If you do encounter an issue that is not listed there, contact the instructor. If the simulator goes into an unusable state, the likely workaround is to refresh the browser page which will reset the simulator.

The simulator may not work on browsers or networks that disable JavaScript or file operations. The simulator does not provide any feedback or error messages when this occurs.

### 6. Style Guide

### 6.1 Commenting Convention

Your program should include the following comments:

- A block comment with your name, name of the program, and a brief description of the program.
- For each function (including the "main" body): indicate what the code does. It's also helpful to list the activation record order and how registers are used.
- Place a brief comment for each logical segment of code. Since assembly language programs are notoriously difficult to read, good comments are absolutely essential!
  - You may find it helpful to add comments that paraphrase the steps performed by the assembly instructions in a higher-level language.
- A comment that indicates the start of a new section.
- Place a brief comment for every variable in the data section.

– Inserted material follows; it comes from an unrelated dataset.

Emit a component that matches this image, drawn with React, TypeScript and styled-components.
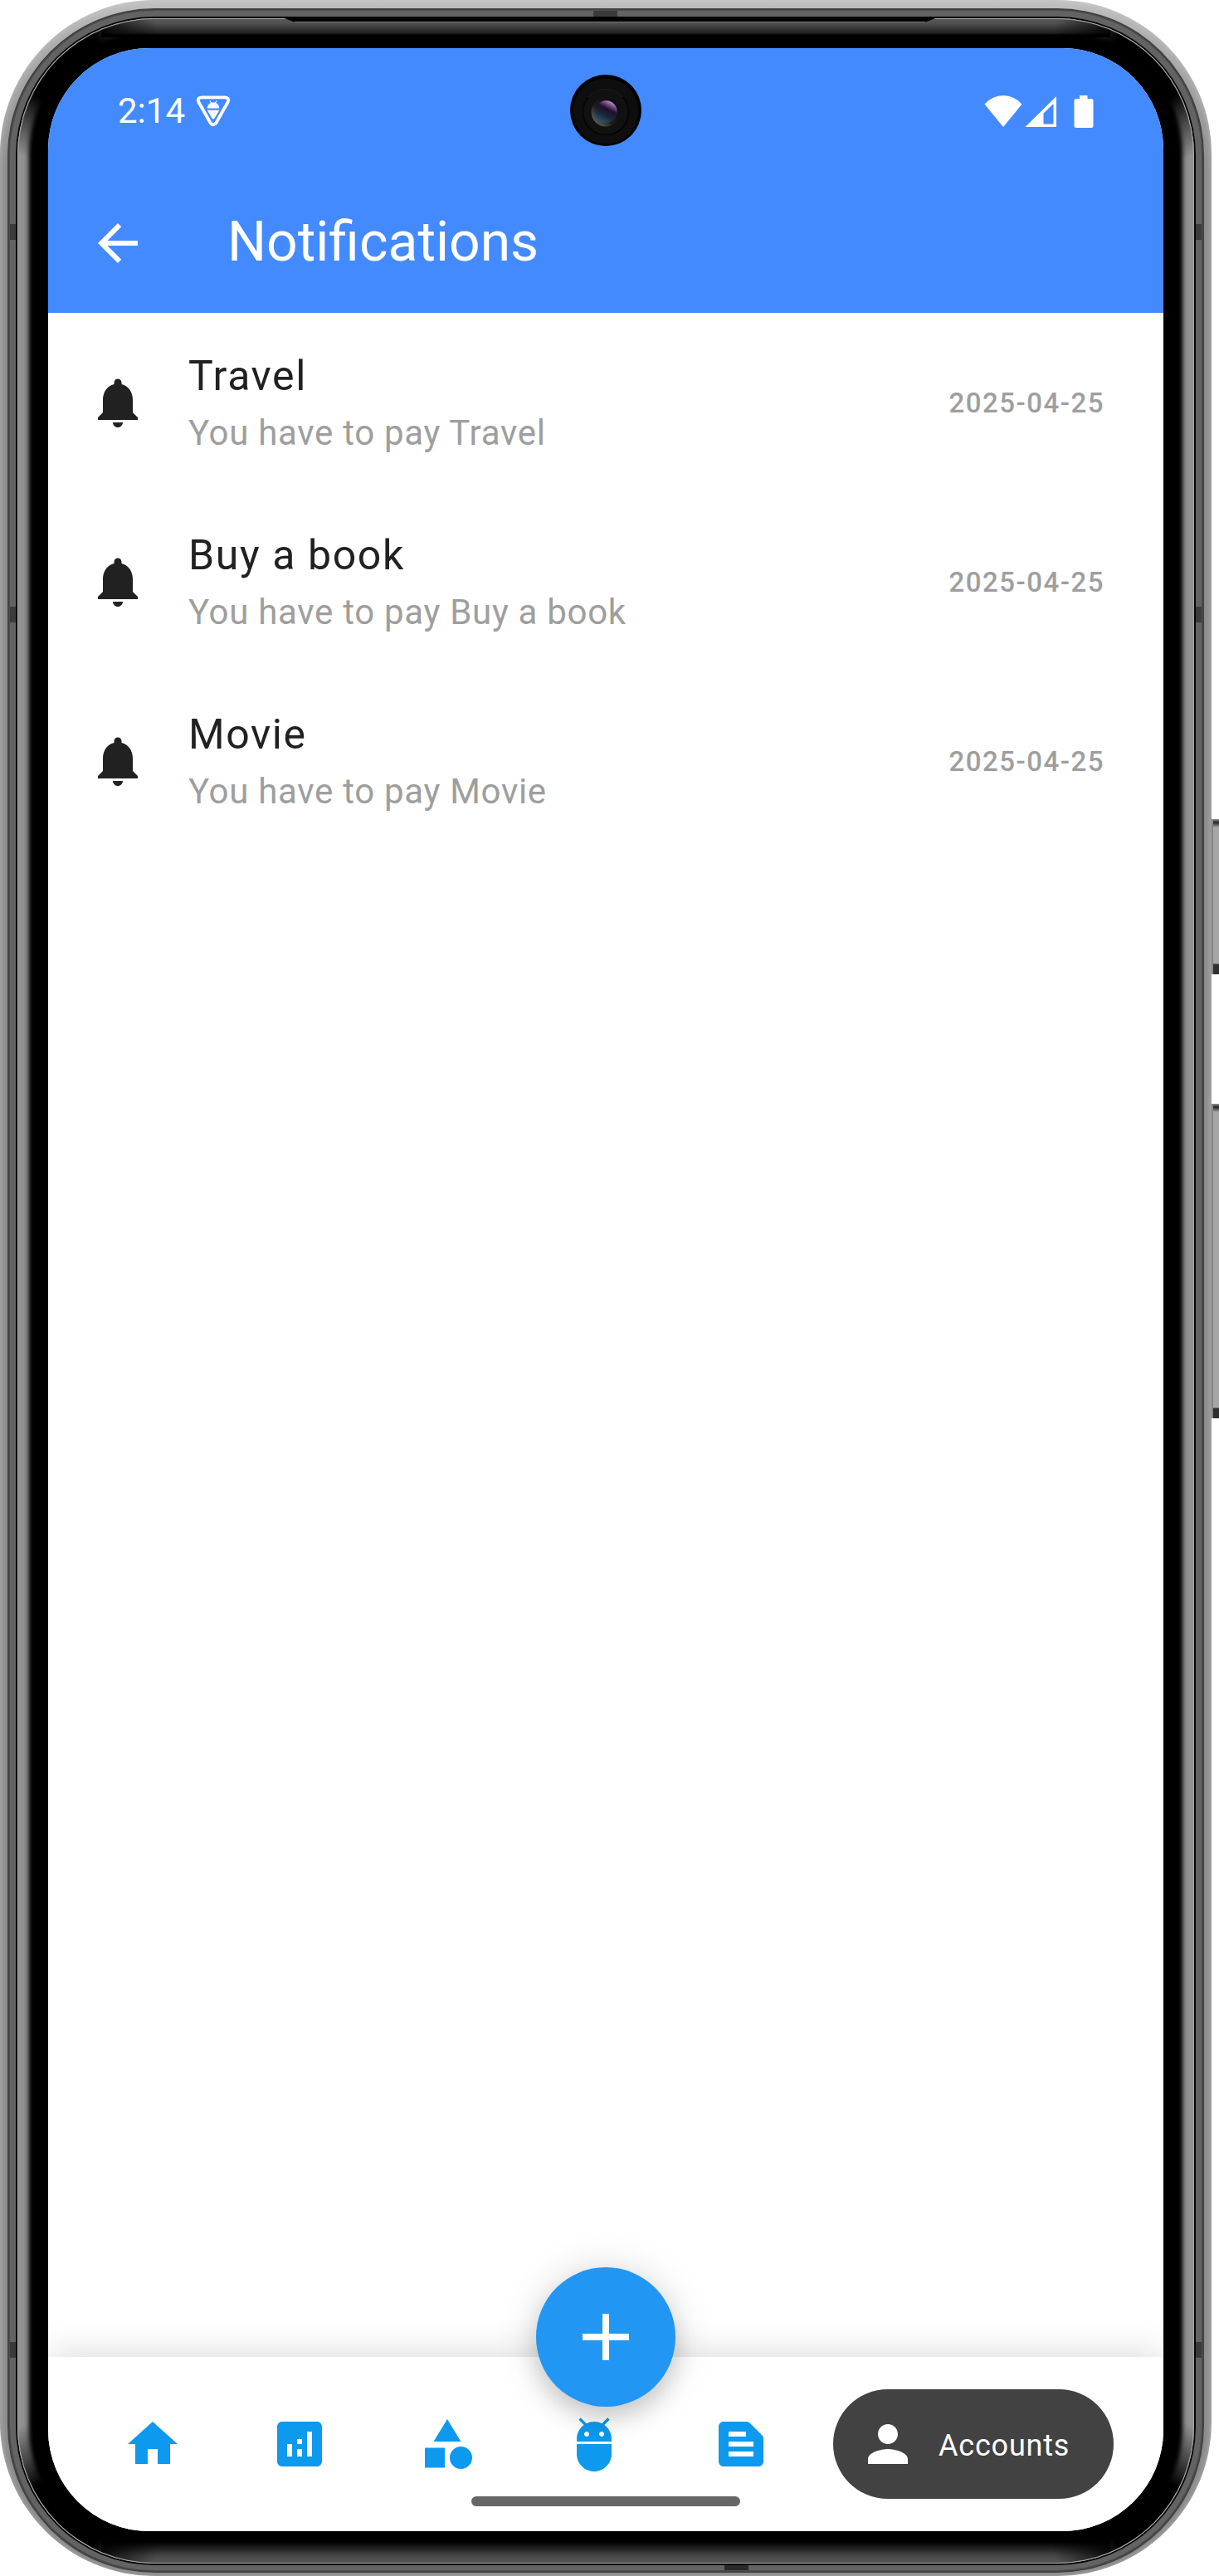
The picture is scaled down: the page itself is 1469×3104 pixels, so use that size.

### 6.2 Other Style Guidelines

This section lists some additional style guidelines:

- Make label names as meaningful as possible. It is expected that some labels for loops and branches may be generic.
- Use labels instead of hard coding addresses. You do not want to change your immediate values if you add a line.
- Do not assume an address will appear "early" in the program. An lli instruction with a label should always be followed with an lui instruction with the same label.
- Use .halt to halt the program.
- There is no reason to use .fill in the code section. There is no reason to use anything but .fill in the data or heap sections.